It‘s plenty bad enough that Gov. John Kasich is preparing to sign a bill that would cripple Ohio’s useful standard for promoting renewable energy, including wind power. It’s intolerable that lawmakers have now sent him legislation that would effectively halt expansion of the state’s wind industry.
If Mr. Kasich won’t veto the broader measure — and he still should — he at least needs to delete the anti-wind-power provision that lawmakers doing the bidding of old-energy interest groups slipped into an unrelated budget bill. Ohio, and especially northwest Ohio, can’t afford this attack on economic growth, job creation, and energy diversification.
State law requires wind turbines to be sited at least 1,125 feet from inhabited residential structures; lawmakers increased that setback from 750 feet last year. In this year’s budget bill, lawmakers revised the 1,125-foot setback rule to apply to a turbine’s distance from neighboring property lines, not just homes.
Republican senators who muscled the change through offered bogus justifications about improving the quality of life of people who live next to wind farms. But the practical effect of the provision would be to force developers to assemble so much land — unnecessarily — for a wind farm as to make such projects uneconomical. That would encourage them to invest in other states instead.
Ohio’s largest wind project, the Blue Creek farm in Paulding and Van Wert counties, aims to include 152 turbines that can generate more than 300 megawatts. The project is designed to power as many as 76,000 homes a year. It also is creating hundreds of construction and permanent jobs, contributing $2.7 million a year to local schools and governments, making $2 million in annual lease payments to landowners, and generating $25 million a year in local spending.
But wind industry officials say that if the restrictions in the measure before Mr. Kasich had been in effect during Blue Creek’s planning stages, the project could have included no more than 19 turbines. Another 10 wind projects in advanced stages of development are in danger of cancellation if the governor approves the provision, they add. The $1.2 billion private investment already made in Ohio wind projects would become a ceiling, not a foundation.

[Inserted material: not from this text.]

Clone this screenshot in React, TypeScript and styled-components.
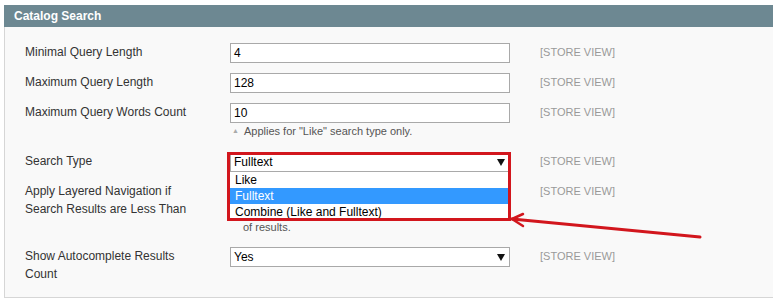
import styled, { createGlobalStyle } from 'styled-components';

const GlobalStyle = createGlobalStyle`
  body {
    margin: 0;
    background: #ffffff;
    font-family: "Liberation Sans", Arial, sans-serif;
  }
`;

const Page = styled.div`
  padding: 5px 0 0 4px;
  width: 773px;
  height: 305px;
  box-sizing: border-box;
  overflow: hidden;
`;

const Section = styled.section`
  display: flex;
  flex-direction: column;
`;

const Header = styled.div`
  height: 22px;
  display: flex;
  align-items: center;
  padding-left: 10px;
  background-color: #6d8892;
  color: #ffffff;
  font-weight: 700;
  font-size: 12px;
`;

const Body = styled.div`
  display: flex;
  flex-direction: column;
  gap: 10px;
  padding: 16px 0 14px 20px;
  background-color: #f9f9f9;
  border-left: 1px solid #d6d6d6;
  border-bottom: 1px solid #d6d6d6;
`;

const Row = styled.div`
  display: grid;
  grid-template-columns: 205px 280px auto;
  align-items: start;
`;

const Label = styled.label`
  font-size: 12px;
  line-height: 18px;
  color: #333333;
`;

const Field = styled.div`
  position: relative;
  display: flex;
  flex-direction: column;
`;

const Input = styled.div`
  height: 20px;
  box-sizing: border-box;
  display: flex;
  align-items: center;
  padding-left: 3px;
  border: 1px solid #a9a9a9;
  background-color: #ffffff;
  font-size: 12px;
  color: #000000;
`;

const Select = styled(Input)`
  justify-content: space-between;
  padding-right: 4px;
`;

const Caret = () => (
  <svg width="8" height="7" viewBox="0 0 8 7">
    <polygon points="0,0 8,0 4,7" fill="#111111" />
  </svg>
);

const Note = styled.div`
  display: flex;
  gap: 5px;
  margin: 0 0 3px;
  padding-left: 2px;
  font-size: 11px;
  line-height: 16px;
  color: #555555;
`;

const NoteMark = styled.span`
  font-size: 7px;
  color: #aaaaaa;
`;

/* second line of a note whose first line sits under the open dropdown */
const NoteTail = styled.div`
  margin: 17px 0 2px;
  padding-left: 13px;
  font-size: 11px;
  line-height: 16px;
  color: #555555;
`;

const Scope = styled.span`
  padding-left: 30px;
  font-size: 11px;
  line-height: 19px;
  color: #999999;
`;

const Highlight = styled.div`
  position: absolute;
  top: 0;
  left: -3px;
  width: 284px;
  height: 69px;
  box-sizing: border-box;
  border: 3px solid #d2161d;
  z-index: 3;
`;

const OptionList = styled.div`
  position: absolute;
  top: 19px;
  left: 0;
  width: 278px;
  display: flex;
  flex-direction: column;
  background-color: #ffffff;
  border-top: 1px solid #a9a9a9;
  z-index: 2;
`;

const Option = styled.div<{ selected?: boolean }>`
  height: 16px;
  display: flex;
  align-items: center;
  padding-left: 5px;
  font-size: 12px;
  background-color: ${({ selected }) => (selected ? '#3399ff' : '#ffffff')};
  color: ${({ selected }) => (selected ? '#ffffff' : '#000000')};
`;

const Pointer = styled.svg`
  position: absolute;
  left: 278px;
  top: 60px;
  z-index: 4;
`;

const App = () => {
  return (
    <Page>
      <GlobalStyle />
      <Section>
        <Header>Catalog Search</Header>
        <Body>
          <Row>
            <Label>Minimal Query Length</Label>
            <Field>
              <Input>4</Input>
            </Field>
            <Scope>[STORE VIEW]</Scope>
          </Row>
          <Row>
            <Label>Maximum Query Length</Label>
            <Field>
              <Input>128</Input>
            </Field>
            <Scope>[STORE VIEW]</Scope>
          </Row>
          <Row>
            <Label>Maximum Query Words Count</Label>
            <Field>
              <Input>10</Input>
              <Note>
                <NoteMark>▲</NoteMark>
                <span>Applies for "Like" search type only.</span>
              </Note>
            </Field>
            <Scope>[STORE VIEW]</Scope>
          </Row>
          <Row>
            <Label>Search Type</Label>
            <Field>
              <Select>
                Fulltext
                <Caret />
              </Select>
              <OptionList>
                <Option>Like</Option>
                <Option selected>Fulltext</Option>
                <Option>Combine (Like and Fulltext)</Option>
              </OptionList>
              <Highlight />
              <Pointer width="200" height="32" viewBox="0 0 200 32">
                <line x1="4" y1="7" x2="192" y2="25" stroke="#d2161d" strokeWidth="3" strokeLinecap="round" />
                <polyline
                  points="15,2 4,7 15,14"
                  fill="none"
                  stroke="#d2161d"
                  strokeWidth="2.5"
                  strokeLinejoin="round"
                  strokeLinecap="round"
                />
              </Pointer>
            </Field>
            <Scope>[STORE VIEW]</Scope>
          </Row>
          <Row>
            <Label>
              Apply Layered Navigation if
              <br />
              Search Results are Less Than
            </Label>
            <Field>
              <Input />
              <NoteTail>of results.</NoteTail>
            </Field>
            <Scope>[STORE VIEW]</Scope>
          </Row>
          <Row>
            <Label>
              Show Autocomplete Results
              <br />
              Count
            </Label>
            <Field>
              <Select>
                Yes
                <Caret />
              </Select>
            </Field>
            <Scope>[STORE VIEW]</Scope>
          </Row>
        </Body>
      </Section>
    </Page>
  );
};

export default App;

The federal government is ordering all states to curb pollution from coal-fired power plants to limit the effects of man-made climate change. Yet Ohio’s government is about to handcuff the state’s ability to promote options other than dirty fossil fuels — notably clean energy and energy efficiency.
That is good news for traditional energy industries that throw their weight around at the Statehouse. It is bad news for Ohio’s economy and public health.
With their usual concern for public accountability, senators abruptly added the noxious wind-turbine provision to the budget bill with scant testimony and debate. Governor Kasich can reject the amendment without vetoing the entire budget measure.
In the interest of transparency as well as good policy, it’s the least he can do.